By Chris Morris
September 27, 2018

The next real estate implosion could begin in Hong Kong, according to a new study from UBS.

The investment’s firm’s Global Real Estate Bubble Index says homes in the Asian territory are the most overvalued in the world—and at the highest risk for collapse.

The good news for U.S. homeowners is UBS says it doesn’t believe any major city in America is presently in a bubble risk. However, it did note “major imbalances” in San Francisco, Los Angeles, and New York.

Chicago was the only U.S. metropolitan area that was rated as undervalued.

The story’s less optimistic for homeowners in Munich, Toronto, and Vancouver. UBS says the bubble risk in those cities is nearly as high as it is in Hong Kong, where citizens need to work 22 years to afford a 646-square-foot home. Amsterdam and London are also at risk of a bubble. Overall, housing prices in major cities have increased 35% in the past five years, the study says.

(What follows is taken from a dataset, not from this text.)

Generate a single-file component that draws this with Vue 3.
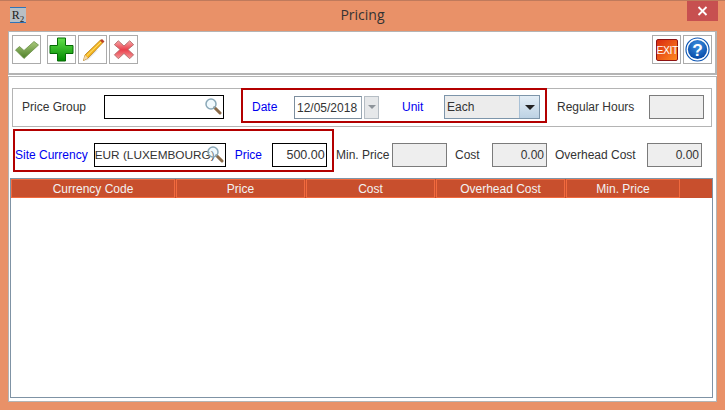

And in some areas, it’s much worse.

“[San Francisco] real house prices have increased by 80% in the last six years,” the report noted. “Price growth has accelerated again in recent quarters, up 12% in the past 12 months. Though city inhabitants enjoy the greatest income growth among residents of the US cities in the study … affordability has worsened in both the ownership and rental markets.”

Cracks seem to be appearing as well. UBS notes that home prices have started to decline in half of last year’s bubble risk cities. It’s much too early to determine the extent of any possible bubble’s collapse, though, at this point.